Although it was the beginning of a new tradition at Two Strike Park, the activities performed were a moving tribute that touched lives of many affected by wars fought in the past several decades on foreign soils.

“I don’t cry that often, but it brought tears to my eyes,” said U.S. Army Vietnam veteran Jack Connolly, 62, of La Cañada.

“This went over and beyond anything I’ve seen before,” Connolly said, referring to the table setting tribute, and a flag retiring ceremony conducted by Boy Scout Troop No. 288.

To retire an American flag, the flag must be burned. This is done “not in anger, [but as] releasing its spirit,” said Bob Fletcher, Boy Scout Troop No. 288 leader. At the ceremony, scouts handed out strips of the flag to audience members, which were later ceremoniously placed on a fire, managed by one of the scouts.
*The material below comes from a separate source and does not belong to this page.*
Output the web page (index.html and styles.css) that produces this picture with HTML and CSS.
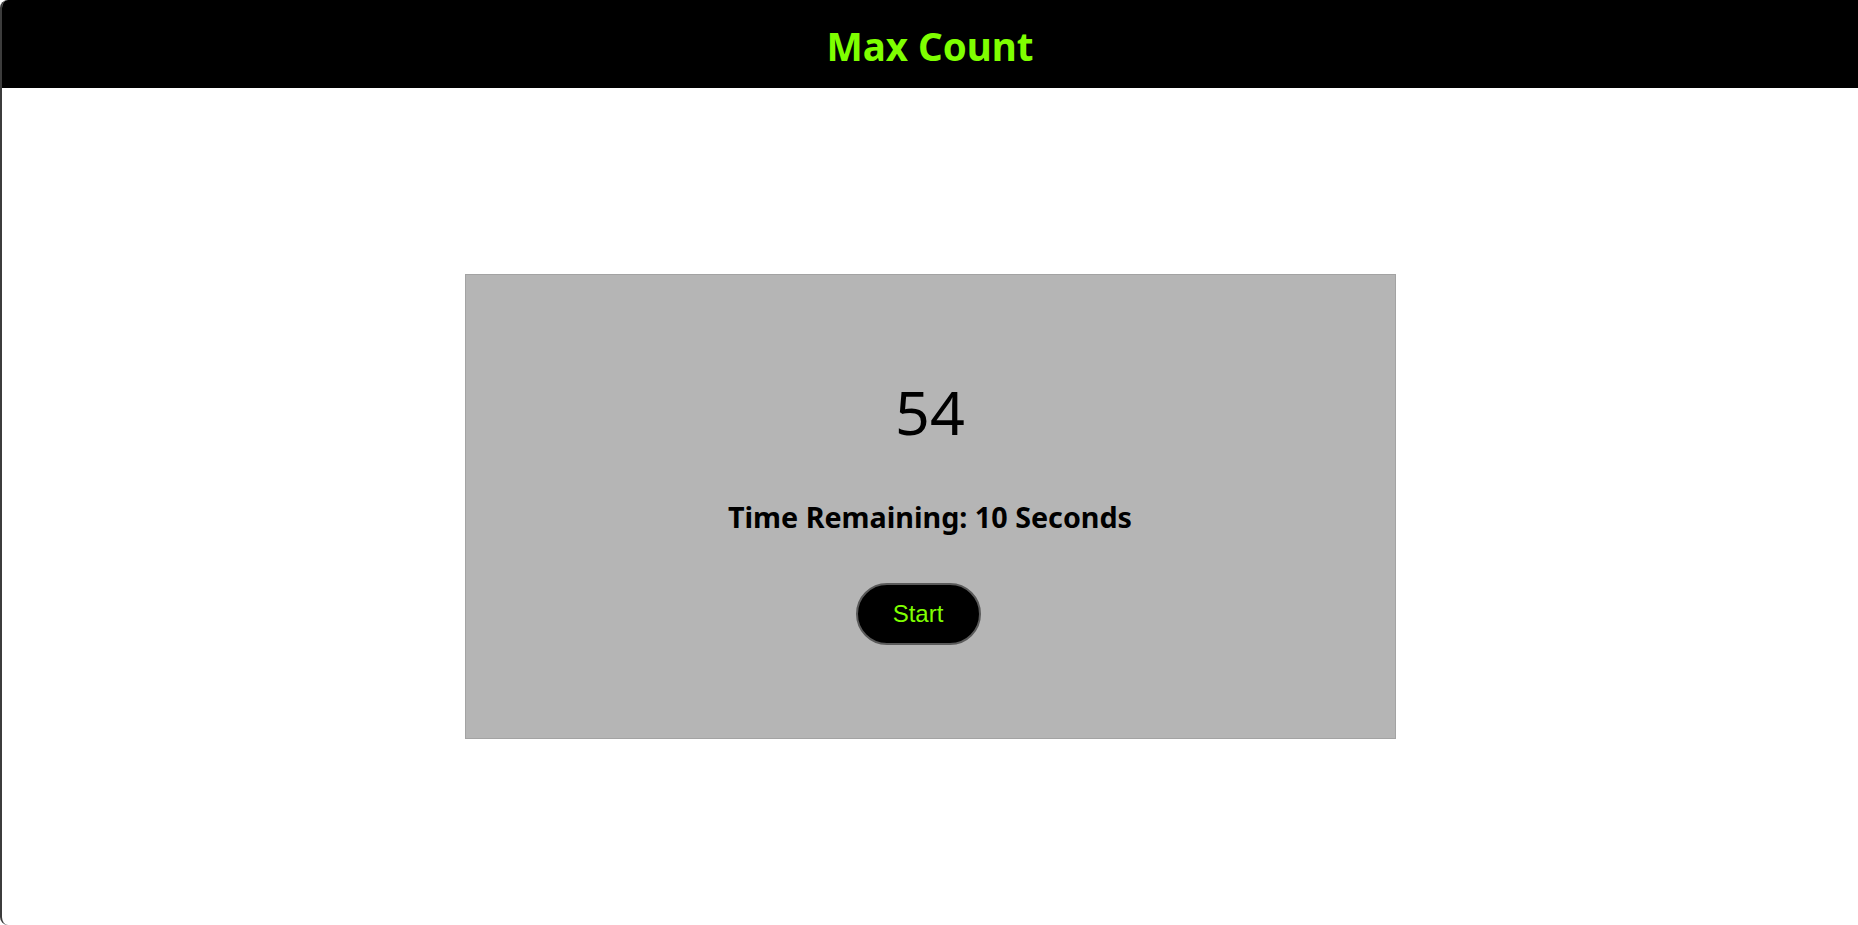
FILE: index.html
```html
<!DOCTYPE html>
<html>
<head>
<meta charset="utf-8">
<link rel="stylesheet" href="styles.css">
</head>
<body>
<div class="frame">
  <header class="topbar"><h1 class="title">Max Count</h1></header>
  <main class="stage">
    <section class="card">
      <div class="count">54</div>
      <div class="timer">Time Remaining: 10 Seconds</div>
      <button class="start">Start</button>
    </section>
  </main>
</div>
</body>
</html>
```

FILE: styles.css
```css
html, body {
  margin: 0;
  padding: 0;
  height: 100%;
  background: #ffffff;
}
body {
  font-family: "Noto Sans", "Open Sans", sans-serif;
}
.frame {
  box-sizing: border-box;
  height: 925px;
  border-left: 2px solid #3c3c3c;
  border-top-left-radius: 8px;
  border-bottom-left-radius: 8px;
  overflow: hidden;
  display: flex;
  flex-direction: column;
  background: #ffffff;
}
.topbar {
  height: 88px;
  flex: 0 0 88px;
  background: #000000;
  display: flex;
  align-items: center;
  justify-content: center;
}
.title {
  margin: 0;
  color: #7fff00;
  font-size: 38.5px;
  font-weight: 700;
  line-height: 1;
  padding-top: 4px;
}
.stage {
  flex: 1;
  display: flex;
  align-items: center;
  justify-content: center;
}
.card {
  box-sizing: border-box;
  width: 931px;
  height: 465px;
  background: #b5b5b5;
  border: 1px solid #a3a3a3;
  display: flex;
  flex-direction: column;
  align-items: center;
  padding-top: 106px;
}
.count {
  font-size: 61px;
  line-height: 1;
  color: #000;
}
.timer {
  margin-top: 61px;
  font-size: 28.7px;
  font-weight: 700;
  color: #000;
  line-height: 1;
}
.start {
  margin-top: 51px;
  margin-right: 24px;
  width: 125px;
  height: 62px;
  border-radius: 31px;
  background: #000;
  border: 2px solid #5a5a5a;
  color: #7fff00;
  font-family: "Liberation Sans", Arial, sans-serif;
  font-size: 24px;
  padding: 0;
}
```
During the ceremony, Fletcher told of the importance of the flag in a prelude to the actual flag burning. “I am your flag,” he said, describing “Old Glory’s” creation on June 14, 1777 and how it has stood as a “silent sentinel of freedom and the emblem of the greatest free nation ” from the battlefields of Valley Forge to the many lands it flies over today.

Gary Jones, 63, of Sunland, a Vietnam veteran, said he’s glad the American Legion and VFW decided to hold the Veteran’s Day service. “It just seems like you should,” he said.

World War II veteran Nat Prescott, 82, a longtime JPL rocket scientist, said he was “very favorably impressed” by the ceremony. “It was a good ceremony dedicated to a lot of good people,” he said, adding, “We needed something like this.”